Given instruction: Check every line below for the word "this" and copy the ones that have it.

Data lines:
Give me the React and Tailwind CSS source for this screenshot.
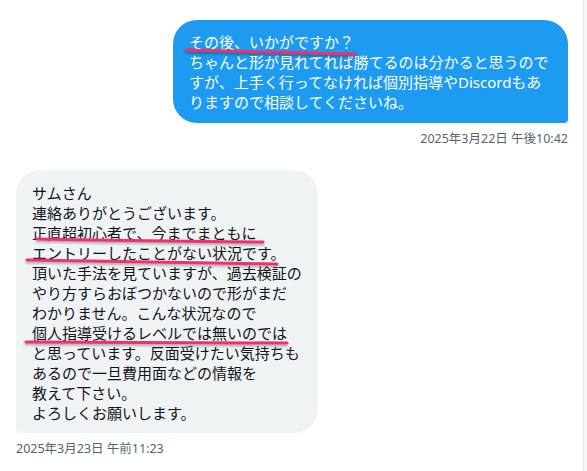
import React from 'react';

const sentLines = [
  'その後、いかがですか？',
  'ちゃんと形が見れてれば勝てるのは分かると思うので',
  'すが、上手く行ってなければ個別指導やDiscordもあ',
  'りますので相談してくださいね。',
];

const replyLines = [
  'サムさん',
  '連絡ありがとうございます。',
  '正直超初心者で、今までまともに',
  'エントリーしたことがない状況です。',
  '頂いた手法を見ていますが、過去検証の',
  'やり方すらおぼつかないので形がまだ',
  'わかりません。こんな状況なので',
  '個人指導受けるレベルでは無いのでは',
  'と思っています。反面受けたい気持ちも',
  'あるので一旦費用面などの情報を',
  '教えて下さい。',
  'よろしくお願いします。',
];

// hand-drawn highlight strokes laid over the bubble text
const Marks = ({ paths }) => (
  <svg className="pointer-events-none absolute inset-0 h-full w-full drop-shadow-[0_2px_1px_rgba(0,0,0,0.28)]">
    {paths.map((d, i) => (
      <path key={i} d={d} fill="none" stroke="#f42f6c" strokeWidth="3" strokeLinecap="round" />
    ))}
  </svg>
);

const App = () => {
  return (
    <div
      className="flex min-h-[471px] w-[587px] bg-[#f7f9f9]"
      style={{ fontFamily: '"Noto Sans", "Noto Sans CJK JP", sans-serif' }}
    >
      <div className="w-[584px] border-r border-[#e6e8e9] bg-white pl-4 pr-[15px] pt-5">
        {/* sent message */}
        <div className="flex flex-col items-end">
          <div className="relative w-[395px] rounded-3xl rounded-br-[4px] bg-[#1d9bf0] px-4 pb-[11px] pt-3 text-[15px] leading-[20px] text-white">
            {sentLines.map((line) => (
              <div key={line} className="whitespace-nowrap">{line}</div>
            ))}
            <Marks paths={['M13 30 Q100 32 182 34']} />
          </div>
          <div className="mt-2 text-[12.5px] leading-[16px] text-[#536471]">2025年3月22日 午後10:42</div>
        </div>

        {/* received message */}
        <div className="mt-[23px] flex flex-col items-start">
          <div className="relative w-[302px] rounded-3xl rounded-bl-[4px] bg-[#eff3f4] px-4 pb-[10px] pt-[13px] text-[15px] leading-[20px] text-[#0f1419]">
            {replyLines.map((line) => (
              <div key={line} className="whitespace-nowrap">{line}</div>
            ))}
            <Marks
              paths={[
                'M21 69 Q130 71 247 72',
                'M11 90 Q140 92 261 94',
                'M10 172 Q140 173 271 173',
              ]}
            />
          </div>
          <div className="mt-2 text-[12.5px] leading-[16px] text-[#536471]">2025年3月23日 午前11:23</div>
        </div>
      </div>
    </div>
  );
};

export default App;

---

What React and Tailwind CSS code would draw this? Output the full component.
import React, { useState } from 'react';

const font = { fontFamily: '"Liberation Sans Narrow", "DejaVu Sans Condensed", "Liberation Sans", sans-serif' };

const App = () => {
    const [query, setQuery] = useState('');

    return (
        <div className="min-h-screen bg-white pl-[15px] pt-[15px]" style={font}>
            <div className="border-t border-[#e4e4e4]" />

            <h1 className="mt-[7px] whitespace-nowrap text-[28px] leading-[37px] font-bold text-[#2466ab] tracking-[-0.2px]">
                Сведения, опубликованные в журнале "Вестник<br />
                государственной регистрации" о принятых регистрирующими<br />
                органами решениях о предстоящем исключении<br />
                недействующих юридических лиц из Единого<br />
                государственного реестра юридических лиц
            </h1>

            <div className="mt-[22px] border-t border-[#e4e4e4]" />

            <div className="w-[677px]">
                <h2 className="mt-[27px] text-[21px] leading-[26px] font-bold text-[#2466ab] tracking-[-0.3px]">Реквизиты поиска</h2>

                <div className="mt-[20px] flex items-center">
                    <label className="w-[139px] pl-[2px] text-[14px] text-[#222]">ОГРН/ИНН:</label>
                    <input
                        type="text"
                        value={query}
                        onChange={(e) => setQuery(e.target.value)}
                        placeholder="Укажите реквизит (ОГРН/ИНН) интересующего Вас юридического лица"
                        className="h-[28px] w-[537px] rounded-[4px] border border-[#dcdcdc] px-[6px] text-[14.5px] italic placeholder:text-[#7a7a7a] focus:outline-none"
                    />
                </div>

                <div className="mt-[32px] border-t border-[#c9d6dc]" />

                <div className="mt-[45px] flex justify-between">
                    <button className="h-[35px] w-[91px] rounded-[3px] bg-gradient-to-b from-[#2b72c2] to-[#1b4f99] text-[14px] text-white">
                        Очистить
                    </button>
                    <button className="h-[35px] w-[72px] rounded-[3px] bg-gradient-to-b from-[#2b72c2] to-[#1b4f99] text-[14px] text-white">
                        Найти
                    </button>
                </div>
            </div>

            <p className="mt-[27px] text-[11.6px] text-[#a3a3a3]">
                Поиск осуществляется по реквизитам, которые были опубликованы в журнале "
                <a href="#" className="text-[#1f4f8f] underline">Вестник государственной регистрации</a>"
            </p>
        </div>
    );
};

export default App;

==

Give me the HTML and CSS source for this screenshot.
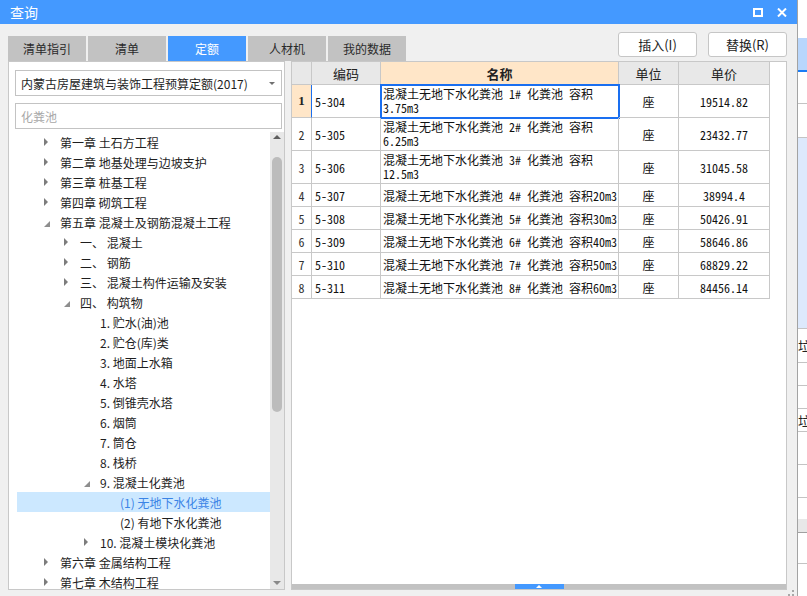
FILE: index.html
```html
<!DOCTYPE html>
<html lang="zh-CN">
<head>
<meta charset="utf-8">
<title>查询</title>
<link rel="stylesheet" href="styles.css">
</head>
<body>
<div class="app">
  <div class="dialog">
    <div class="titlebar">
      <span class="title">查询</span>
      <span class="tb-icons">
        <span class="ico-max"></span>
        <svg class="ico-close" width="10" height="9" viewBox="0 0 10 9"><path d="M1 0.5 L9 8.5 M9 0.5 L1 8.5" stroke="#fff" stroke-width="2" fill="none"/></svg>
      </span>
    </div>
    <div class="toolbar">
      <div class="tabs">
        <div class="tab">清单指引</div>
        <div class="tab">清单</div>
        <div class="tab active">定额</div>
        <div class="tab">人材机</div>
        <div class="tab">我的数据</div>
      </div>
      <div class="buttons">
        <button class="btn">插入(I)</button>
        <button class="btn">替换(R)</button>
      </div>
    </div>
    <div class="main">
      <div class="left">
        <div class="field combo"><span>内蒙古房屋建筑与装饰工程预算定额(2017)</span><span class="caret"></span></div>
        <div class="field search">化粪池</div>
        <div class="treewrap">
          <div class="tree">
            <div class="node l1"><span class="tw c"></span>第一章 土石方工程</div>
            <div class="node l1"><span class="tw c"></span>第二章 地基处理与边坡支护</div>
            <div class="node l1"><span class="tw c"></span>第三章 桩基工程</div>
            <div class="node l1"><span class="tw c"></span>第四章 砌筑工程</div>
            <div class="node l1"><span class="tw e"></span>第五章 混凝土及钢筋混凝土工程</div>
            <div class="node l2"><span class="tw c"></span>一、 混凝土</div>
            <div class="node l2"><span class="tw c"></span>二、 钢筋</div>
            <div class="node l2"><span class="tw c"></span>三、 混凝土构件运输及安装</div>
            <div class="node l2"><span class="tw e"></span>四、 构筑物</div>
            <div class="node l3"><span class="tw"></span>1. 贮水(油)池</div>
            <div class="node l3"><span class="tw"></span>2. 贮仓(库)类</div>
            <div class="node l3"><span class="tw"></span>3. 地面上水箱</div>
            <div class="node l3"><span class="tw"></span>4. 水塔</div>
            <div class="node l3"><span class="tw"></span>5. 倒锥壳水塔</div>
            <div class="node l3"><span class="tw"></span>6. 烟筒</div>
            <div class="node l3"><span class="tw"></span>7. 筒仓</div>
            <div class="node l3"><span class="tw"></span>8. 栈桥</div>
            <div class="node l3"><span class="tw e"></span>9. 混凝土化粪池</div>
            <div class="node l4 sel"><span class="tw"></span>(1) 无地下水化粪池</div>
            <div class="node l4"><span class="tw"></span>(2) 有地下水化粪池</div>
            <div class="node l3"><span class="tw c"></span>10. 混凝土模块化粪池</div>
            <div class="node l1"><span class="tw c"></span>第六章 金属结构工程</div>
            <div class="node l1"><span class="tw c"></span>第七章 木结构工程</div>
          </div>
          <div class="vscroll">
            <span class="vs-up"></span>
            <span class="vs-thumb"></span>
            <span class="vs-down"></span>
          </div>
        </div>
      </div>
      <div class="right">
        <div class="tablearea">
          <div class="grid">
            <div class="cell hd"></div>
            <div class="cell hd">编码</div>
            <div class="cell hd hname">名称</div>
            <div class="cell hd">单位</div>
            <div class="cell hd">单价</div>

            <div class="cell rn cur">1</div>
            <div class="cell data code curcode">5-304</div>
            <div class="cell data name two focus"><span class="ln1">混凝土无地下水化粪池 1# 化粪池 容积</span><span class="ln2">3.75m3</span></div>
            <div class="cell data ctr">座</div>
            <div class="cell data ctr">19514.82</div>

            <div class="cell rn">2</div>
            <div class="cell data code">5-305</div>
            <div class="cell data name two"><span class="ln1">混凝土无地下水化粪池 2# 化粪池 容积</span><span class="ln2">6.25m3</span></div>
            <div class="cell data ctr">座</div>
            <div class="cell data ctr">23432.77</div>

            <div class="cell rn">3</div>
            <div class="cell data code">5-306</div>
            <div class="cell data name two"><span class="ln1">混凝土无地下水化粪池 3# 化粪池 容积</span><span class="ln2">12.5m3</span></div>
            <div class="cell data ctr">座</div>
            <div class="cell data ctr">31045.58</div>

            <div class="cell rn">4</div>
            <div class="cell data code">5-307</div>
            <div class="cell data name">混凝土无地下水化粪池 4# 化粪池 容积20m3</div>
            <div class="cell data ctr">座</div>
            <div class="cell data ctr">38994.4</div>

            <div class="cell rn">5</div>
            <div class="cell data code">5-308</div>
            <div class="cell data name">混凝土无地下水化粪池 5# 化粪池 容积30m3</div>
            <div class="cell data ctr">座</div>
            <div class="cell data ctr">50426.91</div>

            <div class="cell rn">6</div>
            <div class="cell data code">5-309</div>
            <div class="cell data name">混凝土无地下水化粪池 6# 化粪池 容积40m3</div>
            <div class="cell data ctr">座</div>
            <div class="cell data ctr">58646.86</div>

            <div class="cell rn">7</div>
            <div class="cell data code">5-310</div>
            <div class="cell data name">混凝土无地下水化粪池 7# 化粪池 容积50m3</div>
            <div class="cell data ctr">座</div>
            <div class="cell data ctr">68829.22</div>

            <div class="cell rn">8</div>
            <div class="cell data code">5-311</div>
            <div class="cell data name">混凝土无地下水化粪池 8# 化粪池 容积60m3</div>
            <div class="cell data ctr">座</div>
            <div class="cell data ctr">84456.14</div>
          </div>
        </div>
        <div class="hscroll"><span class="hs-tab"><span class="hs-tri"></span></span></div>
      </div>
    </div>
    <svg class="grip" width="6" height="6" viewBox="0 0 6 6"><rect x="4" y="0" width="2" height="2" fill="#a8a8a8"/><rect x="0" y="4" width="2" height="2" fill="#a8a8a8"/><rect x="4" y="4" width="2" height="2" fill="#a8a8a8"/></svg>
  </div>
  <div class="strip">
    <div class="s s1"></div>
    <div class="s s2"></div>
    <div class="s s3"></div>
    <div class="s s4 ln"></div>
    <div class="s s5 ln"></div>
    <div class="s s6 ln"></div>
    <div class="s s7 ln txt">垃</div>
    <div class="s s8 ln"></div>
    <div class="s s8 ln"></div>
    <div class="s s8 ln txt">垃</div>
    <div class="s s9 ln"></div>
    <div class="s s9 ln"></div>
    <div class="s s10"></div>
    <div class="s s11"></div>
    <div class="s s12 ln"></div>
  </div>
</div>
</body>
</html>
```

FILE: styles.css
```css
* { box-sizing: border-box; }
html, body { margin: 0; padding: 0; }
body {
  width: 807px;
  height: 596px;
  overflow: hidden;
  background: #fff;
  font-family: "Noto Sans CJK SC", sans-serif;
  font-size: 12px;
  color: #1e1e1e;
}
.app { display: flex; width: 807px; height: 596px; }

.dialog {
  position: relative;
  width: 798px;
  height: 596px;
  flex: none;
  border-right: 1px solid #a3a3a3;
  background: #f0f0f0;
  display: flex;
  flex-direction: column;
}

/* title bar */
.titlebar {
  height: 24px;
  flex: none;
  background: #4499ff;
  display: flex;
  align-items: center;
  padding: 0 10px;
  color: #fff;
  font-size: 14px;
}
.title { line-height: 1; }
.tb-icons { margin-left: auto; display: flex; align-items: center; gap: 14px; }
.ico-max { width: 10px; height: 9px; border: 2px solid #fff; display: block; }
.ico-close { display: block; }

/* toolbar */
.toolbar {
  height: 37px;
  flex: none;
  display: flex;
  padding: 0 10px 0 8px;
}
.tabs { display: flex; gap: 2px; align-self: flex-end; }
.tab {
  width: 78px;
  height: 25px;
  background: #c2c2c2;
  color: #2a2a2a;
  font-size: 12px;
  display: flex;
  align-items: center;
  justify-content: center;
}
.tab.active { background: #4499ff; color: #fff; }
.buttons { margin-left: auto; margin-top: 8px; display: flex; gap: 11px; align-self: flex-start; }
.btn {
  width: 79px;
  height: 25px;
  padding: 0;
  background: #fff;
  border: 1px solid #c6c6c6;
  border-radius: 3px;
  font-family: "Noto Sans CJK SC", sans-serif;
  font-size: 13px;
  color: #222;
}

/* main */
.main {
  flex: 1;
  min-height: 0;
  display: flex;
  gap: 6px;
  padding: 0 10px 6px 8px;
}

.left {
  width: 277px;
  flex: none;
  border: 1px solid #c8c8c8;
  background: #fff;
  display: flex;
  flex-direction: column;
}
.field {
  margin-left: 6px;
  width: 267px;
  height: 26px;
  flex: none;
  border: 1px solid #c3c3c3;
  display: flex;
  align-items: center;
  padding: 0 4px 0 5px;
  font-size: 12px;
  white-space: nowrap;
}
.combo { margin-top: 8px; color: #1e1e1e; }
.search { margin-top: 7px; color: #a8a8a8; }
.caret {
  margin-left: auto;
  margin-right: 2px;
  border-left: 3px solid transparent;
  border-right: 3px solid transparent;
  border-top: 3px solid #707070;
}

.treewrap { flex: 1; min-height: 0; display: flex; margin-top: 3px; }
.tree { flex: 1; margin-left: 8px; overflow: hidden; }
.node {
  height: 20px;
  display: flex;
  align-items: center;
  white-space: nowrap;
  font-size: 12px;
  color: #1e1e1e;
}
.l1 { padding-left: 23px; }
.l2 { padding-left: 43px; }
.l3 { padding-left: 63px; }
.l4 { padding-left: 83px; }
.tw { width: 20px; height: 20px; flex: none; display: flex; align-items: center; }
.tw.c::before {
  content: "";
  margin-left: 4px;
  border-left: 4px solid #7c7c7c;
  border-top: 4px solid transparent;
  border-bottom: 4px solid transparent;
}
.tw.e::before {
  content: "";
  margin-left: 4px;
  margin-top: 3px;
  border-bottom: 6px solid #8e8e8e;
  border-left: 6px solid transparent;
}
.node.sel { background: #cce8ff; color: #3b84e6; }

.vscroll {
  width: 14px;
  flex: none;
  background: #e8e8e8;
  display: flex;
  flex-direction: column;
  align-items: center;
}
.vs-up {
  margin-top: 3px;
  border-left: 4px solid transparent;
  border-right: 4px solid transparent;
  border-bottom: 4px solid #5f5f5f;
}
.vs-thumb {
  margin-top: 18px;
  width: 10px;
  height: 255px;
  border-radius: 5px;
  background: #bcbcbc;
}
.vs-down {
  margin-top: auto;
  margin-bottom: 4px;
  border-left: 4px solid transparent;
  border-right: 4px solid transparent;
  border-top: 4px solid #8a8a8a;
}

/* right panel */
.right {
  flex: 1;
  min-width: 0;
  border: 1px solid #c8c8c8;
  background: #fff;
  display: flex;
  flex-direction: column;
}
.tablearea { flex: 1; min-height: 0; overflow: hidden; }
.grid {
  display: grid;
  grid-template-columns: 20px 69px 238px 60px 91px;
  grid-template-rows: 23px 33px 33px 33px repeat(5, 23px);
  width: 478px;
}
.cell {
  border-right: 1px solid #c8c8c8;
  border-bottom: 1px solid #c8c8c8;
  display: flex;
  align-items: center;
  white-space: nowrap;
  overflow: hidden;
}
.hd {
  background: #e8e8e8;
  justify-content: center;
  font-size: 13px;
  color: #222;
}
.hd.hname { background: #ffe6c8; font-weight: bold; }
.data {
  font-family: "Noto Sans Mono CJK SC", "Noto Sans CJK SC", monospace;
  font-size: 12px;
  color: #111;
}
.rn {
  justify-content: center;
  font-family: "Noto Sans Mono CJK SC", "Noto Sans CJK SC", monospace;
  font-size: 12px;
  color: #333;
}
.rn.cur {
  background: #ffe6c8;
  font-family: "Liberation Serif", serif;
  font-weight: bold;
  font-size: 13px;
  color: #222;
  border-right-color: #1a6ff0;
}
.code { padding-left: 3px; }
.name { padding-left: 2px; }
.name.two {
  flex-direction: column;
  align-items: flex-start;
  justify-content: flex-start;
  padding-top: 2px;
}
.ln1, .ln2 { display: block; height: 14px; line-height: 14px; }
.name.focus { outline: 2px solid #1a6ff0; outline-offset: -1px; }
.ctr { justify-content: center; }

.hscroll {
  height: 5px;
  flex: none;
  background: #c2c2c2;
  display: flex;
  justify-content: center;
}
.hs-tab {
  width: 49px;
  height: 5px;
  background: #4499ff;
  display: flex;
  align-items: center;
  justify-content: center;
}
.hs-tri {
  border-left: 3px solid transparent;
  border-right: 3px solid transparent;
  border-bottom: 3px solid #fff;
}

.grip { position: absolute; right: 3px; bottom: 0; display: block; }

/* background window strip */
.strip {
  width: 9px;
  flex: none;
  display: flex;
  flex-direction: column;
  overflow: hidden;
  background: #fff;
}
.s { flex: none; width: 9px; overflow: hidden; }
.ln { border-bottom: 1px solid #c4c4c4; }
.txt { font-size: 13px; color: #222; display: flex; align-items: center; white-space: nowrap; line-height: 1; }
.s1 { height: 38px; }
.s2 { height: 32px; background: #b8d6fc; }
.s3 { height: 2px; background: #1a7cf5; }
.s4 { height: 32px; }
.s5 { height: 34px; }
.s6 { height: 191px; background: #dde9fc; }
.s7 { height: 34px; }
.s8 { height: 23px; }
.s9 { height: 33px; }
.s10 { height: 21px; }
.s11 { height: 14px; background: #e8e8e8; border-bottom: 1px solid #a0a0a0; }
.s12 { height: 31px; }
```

Final result:
Give me the React and Tailwind CSS source for this screenshot.
What React and Tailwind CSS code would draw this? Output the full component.
Give me the HTML and CSS source for this screenshot.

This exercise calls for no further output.